As we did with PCA, let’s take a geometric look at the PLS model space. In the illustration below we happen to have $K=3$ variables in $\mathbf{X}$, and $M=3$ variables in $\mathbf{Y}$. (In general $K \neq M$, but $K=M=3$ make explanation in the figures easier.) Once the data are centered and scaled we have just shifted our coordinate system to the origin. Notice that there is one dot in $\mathbf{X}$ for each dot in $\mathbf{Y}$. Each dot represents a row from the corresponding $\mathbf{X}$ and $\mathbf{Y}$ matrix.

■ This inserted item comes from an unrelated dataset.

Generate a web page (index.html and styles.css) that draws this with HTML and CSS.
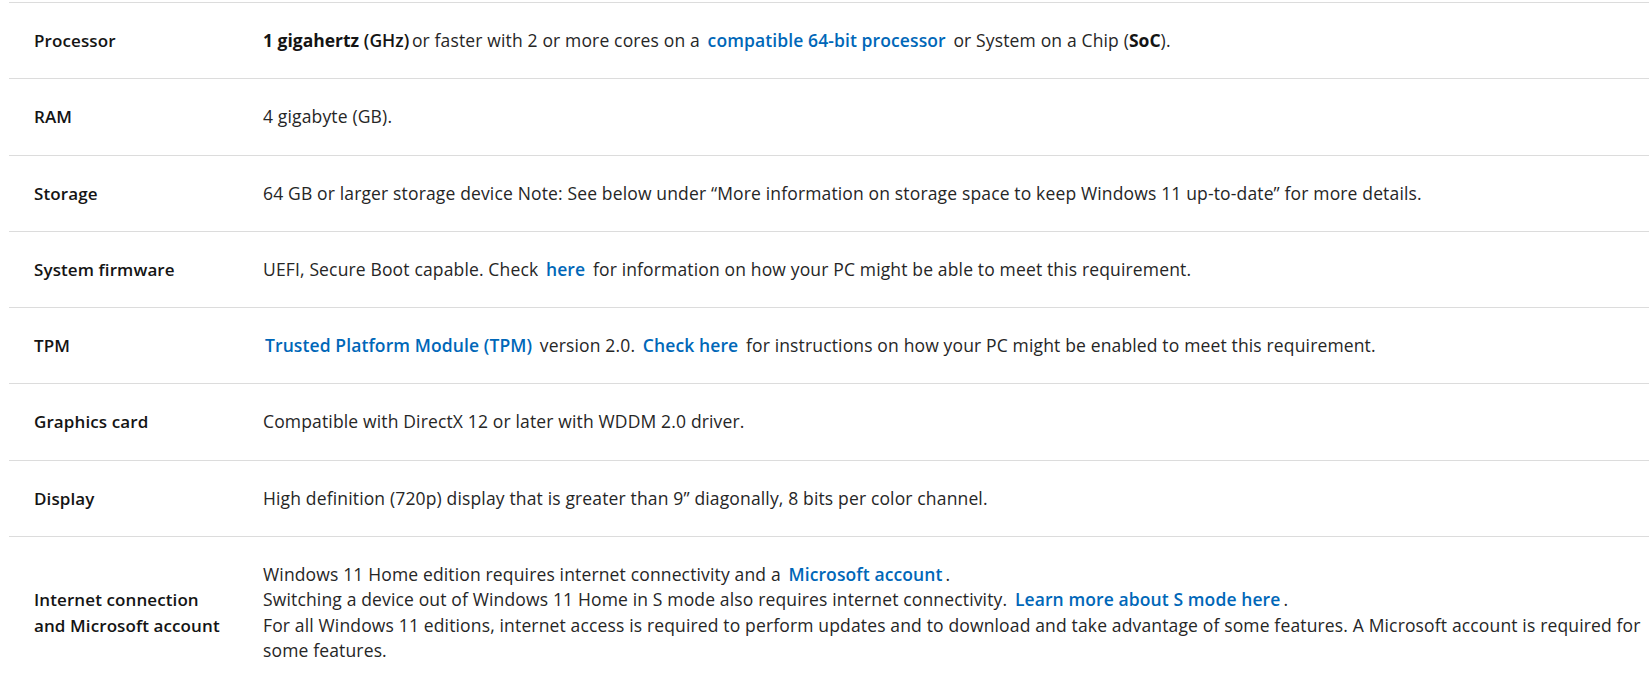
FILE: index.html
```html
<!DOCTYPE html>
<html lang="en">
<head>
<meta charset="utf-8">
<title>Windows 11 requirements</title>
<link rel="stylesheet" href="styles.css">
</head>
<body>
<div class="spec-table">
  <div class="spec-row">
    <div class="spec-label">Processor</div>
    <div class="spec-value"><b>1 gigahertz</b> <span class="semi">(GHz)</span> or faster with 2 or more cores on a <a class="link" href="#">compatible 64-bit processor</a> or System on a Chip (<b>SoC</b>).</div>
  </div>
  <div class="spec-row">
    <div class="spec-label">RAM</div>
    <div class="spec-value">4 gigabyte (GB).</div>
  </div>
  <div class="spec-row">
    <div class="spec-label">Storage</div>
    <div class="spec-value">64 GB or larger storage device Note: See below under “More information on storage space to keep Windows 11 up-to-date” for more details.</div>
  </div>
  <div class="spec-row">
    <div class="spec-label">System firmware</div>
    <div class="spec-value">UEFI, Secure Boot capable. Check <a class="link" href="#">here</a> for information on how your PC might be able to meet this requirement.</div>
  </div>
  <div class="spec-row">
    <div class="spec-label">TPM</div>
    <div class="spec-value"><a class="link first" href="#">Trusted Platform Module (TPM)</a> version 2.0. <a class="link" href="#">Check here</a> for instructions on how your PC might be enabled to meet this requirement.</div>
  </div>
  <div class="spec-row">
    <div class="spec-label">Graphics card</div>
    <div class="spec-value">Compatible with DirectX 12 or later with WDDM 2.0 driver.</div>
  </div>
  <div class="spec-row">
    <div class="spec-label">Display</div>
    <div class="spec-value">High definition (720p) display that is greater than 9” diagonally, 8 bits per color channel.</div>
  </div>
  <div class="spec-row">
    <div class="spec-label">Internet connection<br>and Microsoft account</div>
    <div class="spec-value">Windows 11 Home edition requires internet connectivity and a <a class="link" href="#">Microsoft account</a>.<br>Switching a device out of Windows 11 Home in S mode also requires internet connectivity. <a class="link" href="#">Learn more about S mode here</a>.<br>For all Windows 11 editions, internet access is required to perform updates and to download and take advantage of some features. A Microsoft account is required for some features.</div>
  </div>
</div>
</body>
</html>
```

FILE: styles.css
```css
html, body {
  margin: 0;
  padding: 0;
  background: #ffffff;
}

body {
  font-family: "Open Sans", "Noto Sans", "Liberation Sans", sans-serif;
  font-size: 17px;
  color: #262626;
  overflow: hidden;
}

.spec-table {
  margin: 2px 0 0 9px;
  width: 1650px;
}

.spec-row {
  display: flex;
  align-items: center;
  border-top: 1px solid #dcdcdc;
  padding: 25px 0;
  line-height: 25.3px;
}

.spec-label {
  flex: 0 0 254px;
  box-sizing: border-box;
  padding-left: 25px;
  font-weight: 600;
  color: #141414;
  letter-spacing: 0.1px;
}

.spec-value {
  flex: 1 1 auto;
  max-width: 1386px;
  font-size: 17.5px;
  letter-spacing: 0.15px;
}

.spec-value b {
  font-weight: 700;
  color: #141414;
  letter-spacing: 0;
}

.semi {
  font-weight: 600;
  color: #141414;
  letter-spacing: 0;
  margin-right: -2px;
}

.link {
  color: #0067b8;
  font-weight: 600;
  text-decoration: none;
  letter-spacing: 0.1px;
  margin: 0 3px;
}

.link.first {
  margin-left: 2px;
}
```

../../figures/pls/geometric-interpretation-of-PLS.svg

We assume here that you understand how the scores are the perpendicular projection of each data point onto each direction vector (if not, please review the relevant section in the PCA notes). In PLS though, the direction vectors, $\mathbf{w}_1$ and $\mathbf{c}_1$, are found and each observation is projected onto the direction. The point at which each observation lands is called the $\mathbf{X}$-space score, $t_i$, or the $\mathbf{Y}$-space score, $u_i$. These scores are found so that the covariance between the $t$-values and $u$-values is maximized.

As explained above, this means that the latent variable directions are oriented so that they best explain $\mathbf{X}$, and best explain $\mathbf{Y}$, and have the greatest possible relationship between $\mathbf{X}$ and $\mathbf{Y}$.

The second component is then found so that it is orthogonal to the first component in the $\mathbf{X}$ space (the second component is not necessarily orthogonal in the $\mathbf{Y}$-space, though it often is close to orthogonal).